## EXERCISE PROMPT:
Repeat the material verbatim and drop the pictures.

--- START DATA SECTION ---

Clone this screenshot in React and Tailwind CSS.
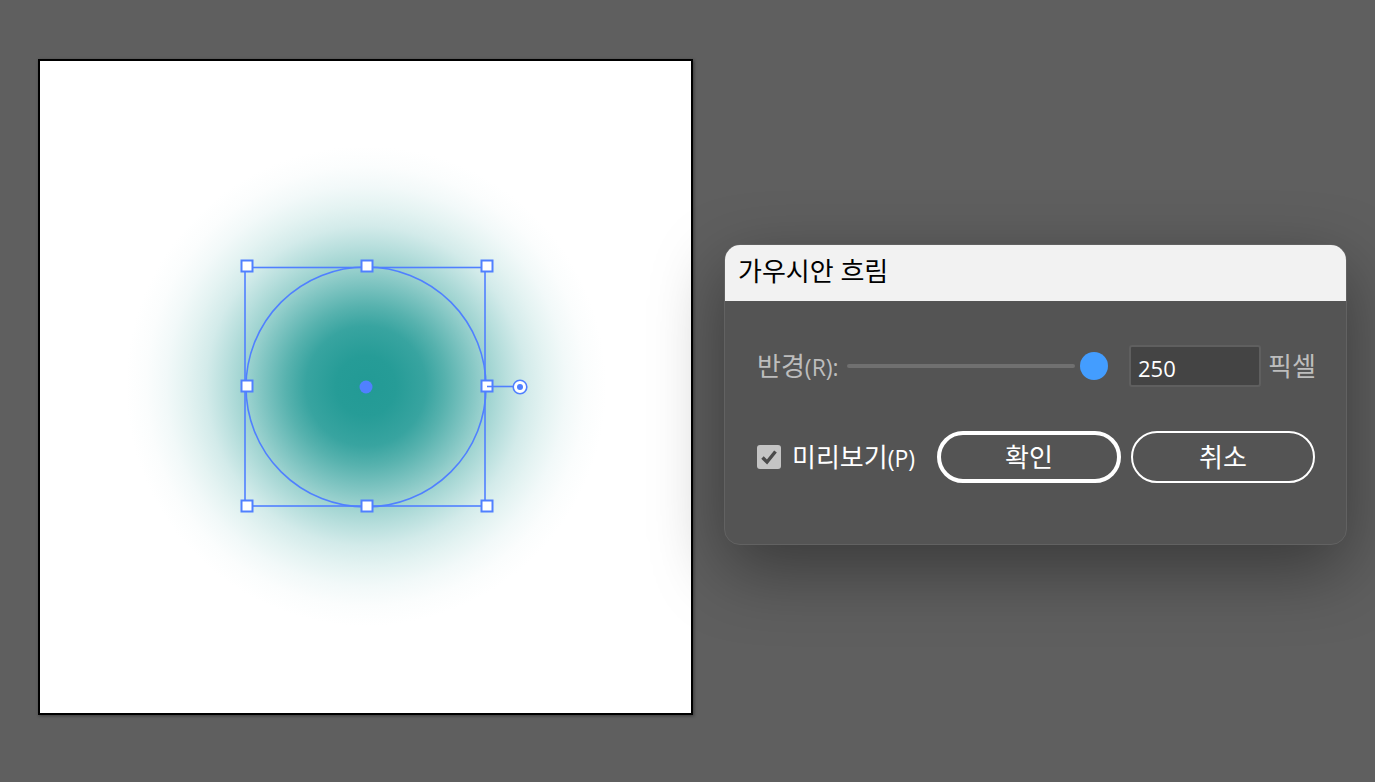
const FONT = "font-['Open_Sans','Noto_Sans_CJK_KR',sans-serif]";

const HANDLES = [
  [247, 266], [367, 266], [487, 266],
  [247, 386], [487, 386],
  [247, 506], [367, 506], [487, 506],
];

// artboard drawing, coordinates are page px minus the artboard origin
function Blur() {
  return (
    <svg width="651" height="652" viewBox="40 61 651 652" className="block">
      <defs>
        <radialGradient id="blur" gradientUnits="userSpaceOnUse" cx="366" cy="386" r="240">
          <stop offset="0" stopColor="#229a95" />
          <stop offset="0.125" stopColor="#269c97" />
          <stop offset="0.25" stopColor="#38a4a0" />
          <stop offset="0.333" stopColor="#57b2ae" />
          <stop offset="0.417" stopColor="#7ac2bf" />
          <stop offset="0.5" stopColor="#9cd2cf" />
          <stop offset="0.583" stopColor="#b8dfdd" />
          <stop offset="0.667" stopColor="#d3ebea" />
          <stop offset="0.75" stopColor="#e4f3f2" />
          <stop offset="0.833" stopColor="#f2f9f9" />
          <stop offset="0.917" stopColor="#fbfdfd" />
          <stop offset="1" stopColor="#ffffff" />
        </radialGradient>
      </defs>
      <rect x="40" y="61" width="651" height="652" fill="url(#blur)" />
      <g fill="none" stroke="#5080ff" strokeWidth="1.6">
        <rect x="245" y="267.5" width="240" height="238.5" />
        <circle cx="366" cy="387" r="120" />
        <line x1="487" y1="386.5" x2="514" y2="386.5" />
      </g>
      {HANDLES.map(([x, y]) => (
        <rect key={`${x}-${y}`} x={x - 5.5} y={y - 5.5} width="11" height="11" fill="#fff" stroke="#5080ff" strokeWidth="2" />
      ))}
      <line x1="487" y1="386.5" x2="493" y2="386.5" stroke="#5080ff" strokeWidth="1.6" />
      <circle cx="366" cy="387" r="6.5" fill="#5080ff" />
      <circle cx="520" cy="387" r="6.8" fill="#fff" stroke="#5080ff" strokeWidth="1.6" />
      <circle cx="520" cy="387" r="3" fill="#5080ff" />
    </svg>
  );
}

function Dialog() {
  return (
    <div className={`${FONT} ml-[31px] mt-[244px] w-[623px] h-[301px] shrink-0 rounded-[16px] overflow-hidden border border-[#626262] bg-[#545454] shadow-[0_24px_70px_rgba(0,0,0,0.4)]`}>
      <div className="h-[56px] bg-[#f2f2f2] pl-[13px] pt-[8px] text-[26px] leading-[36px] text-black whitespace-nowrap">가우시안 흐림</div>

      <div className="flex items-center h-[40px] mt-[45px] pl-[32px]">
        <span className="w-[90px] text-[26px] text-[#bdbdbd] whitespace-nowrap">반경<span className="text-[23px]">(R):</span></span>
        <div className="w-[228px] h-[4px] bg-[#707070] rounded-full" />
        <div className="w-[28px] h-[28px] ml-[5px] rounded-full bg-[#439dff]" />
        <div className="w-[132px] h-[42px] ml-[21px] pl-[7px] pt-[4px] rounded-[3px] border-2 border-[#5f5f5f] bg-[#444444] text-[22px] leading-[34px] text-white">250</div>
        <span className="ml-[7px] text-[26px] text-[#bdbdbd] whitespace-nowrap">픽셀</span>
      </div>

      <div className="flex items-center mt-[45px] pl-[32px]">
        <div className="flex items-center justify-center w-[24px] h-[24px] rounded-[3px] bg-[#c4c4c4]">
          <svg width="20" height="20" viewBox="0 0 20 20" fill="none" stroke="#4a4a4a" strokeWidth="3.4">
            <path d="M3.5 10.5 L8 15 L16.5 4.5" />
          </svg>
        </div>
        <span className="ml-[11px] w-[145px] text-[26px] text-white whitespace-nowrap">미리보기<span className="text-[23px]">(P)</span></span>
        <button className="w-[184px] h-[52px] rounded-full border-4 border-white text-[26px] text-white">확인</button>
        <button className="w-[184px] h-[52px] ml-[10px] rounded-full border-2 border-white text-[26px] text-white">취소</button>
      </div>
    </div>
  );
}

export default function App() {
  return (
    <div className="flex w-[1375px] h-[782px] overflow-hidden bg-[#5f5f5f]">
      <div className="ml-[38px] mt-[59px] w-[655px] h-[656px] shrink-0 border-2 border-black bg-white shadow-[1px_1px_3px_rgba(0,0,0,0.4)]">
        <Blur />
      </div>
      <Dialog />
    </div>
  );
}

--- END DATA SECTION ---

## COMPLETE OUTPUT:
Clone this screenshot in React and Tailwind CSS.
const FONT = "font-['Open_Sans','Noto_Sans_CJK_KR',sans-serif]";

const HANDLES = [
  [247, 266], [367, 266], [487, 266],
  [247, 386], [487, 386],
  [247, 506], [367, 506], [487, 506],
];

// artboard drawing, coordinates are page px minus the artboard origin
function Blur() {
  return (
    <svg width="651" height="652" viewBox="40 61 651 652" className="block">
      <defs>
        <radialGradient id="blur" gradientUnits="userSpaceOnUse" cx="366" cy="386" r="240">
          <stop offset="0" stopColor="#229a95" />
          <stop offset="0.125" stopColor="#269c97" />
          <stop offset="0.25" stopColor="#38a4a0" />
          <stop offset="0.333" stopColor="#57b2ae" />
          <stop offset="0.417" stopColor="#7ac2bf" />
          <stop offset="0.5" stopColor="#9cd2cf" />
          <stop offset="0.583" stopColor="#b8dfdd" />
          <stop offset="0.667" stopColor="#d3ebea" />
          <stop offset="0.75" stopColor="#e4f3f2" />
          <stop offset="0.833" stopColor="#f2f9f9" />
          <stop offset="0.917" stopColor="#fbfdfd" />
          <stop offset="1" stopColor="#ffffff" />
        </radialGradient>
      </defs>
      <rect x="40" y="61" width="651" height="652" fill="url(#blur)" />
      <g fill="none" stroke="#5080ff" strokeWidth="1.6">
        <rect x="245" y="267.5" width="240" height="238.5" />
        <circle cx="366" cy="387" r="120" />
        <line x1="487" y1="386.5" x2="514" y2="386.5" />
      </g>
      {HANDLES.map(([x, y]) => (
        <rect key={`${x}-${y}`} x={x - 5.5} y={y - 5.5} width="11" height="11" fill="#fff" stroke="#5080ff" strokeWidth="2" />
      ))}
      <line x1="487" y1="386.5" x2="493" y2="386.5" stroke="#5080ff" strokeWidth="1.6" />
      <circle cx="366" cy="387" r="6.5" fill="#5080ff" />
      <circle cx="520" cy="387" r="6.8" fill="#fff" stroke="#5080ff" strokeWidth="1.6" />
      <circle cx="520" cy="387" r="3" fill="#5080ff" />
    </svg>
  );
}

function Dialog() {
  return (
    <div className={`${FONT} ml-[31px] mt-[244px] w-[623px] h-[301px] shrink-0 rounded-[16px] overflow-hidden border border-[#626262] bg-[#545454] shadow-[0_24px_70px_rgba(0,0,0,0.4)]`}>
      <div className="h-[56px] bg-[#f2f2f2] pl-[13px] pt-[8px] text-[26px] leading-[36px] text-black whitespace-nowrap">가우시안 흐림</div>

      <div className="flex items-center h-[40px] mt-[45px] pl-[32px]">
        <span className="w-[90px] text-[26px] text-[#bdbdbd] whitespace-nowrap">반경<span className="text-[23px]">(R):</span></span>
        <div className="w-[228px] h-[4px] bg-[#707070] rounded-full" />
        <div className="w-[28px] h-[28px] ml-[5px] rounded-full bg-[#439dff]" />
        <div className="w-[132px] h-[42px] ml-[21px] pl-[7px] pt-[4px] rounded-[3px] border-2 border-[#5f5f5f] bg-[#444444] text-[22px] leading-[34px] text-white">250</div>
        <span className="ml-[7px] text-[26px] text-[#bdbdbd] whitespace-nowrap">픽셀</span>
      </div>

      <div className="flex items-center mt-[45px] pl-[32px]">
        <div className="flex items-center justify-center w-[24px] h-[24px] rounded-[3px] bg-[#c4c4c4]">
          <svg width="20" height="20" viewBox="0 0 20 20" fill="none" stroke="#4a4a4a" strokeWidth="3.4">
            <path d="M3.5 10.5 L8 15 L16.5 4.5" />
          </svg>
        </div>
        <span className="ml-[11px] w-[145px] text-[26px] text-white whitespace-nowrap">미리보기<span className="text-[23px]">(P)</span></span>
        <button className="w-[184px] h-[52px] rounded-full border-4 border-white text-[26px] text-white">확인</button>
        <button className="w-[184px] h-[52px] ml-[10px] rounded-full border-2 border-white text-[26px] text-white">취소</button>
      </div>
    </div>
  );
}

export default function App() {
  return (
    <div className="flex w-[1375px] h-[782px] overflow-hidden bg-[#5f5f5f]">
      <div className="ml-[38px] mt-[59px] w-[655px] h-[656px] shrink-0 border-2 border-black bg-white shadow-[1px_1px_3px_rgba(0,0,0,0.4)]">
        <Blur />
      </div>
      <Dialog />
    </div>
  );
}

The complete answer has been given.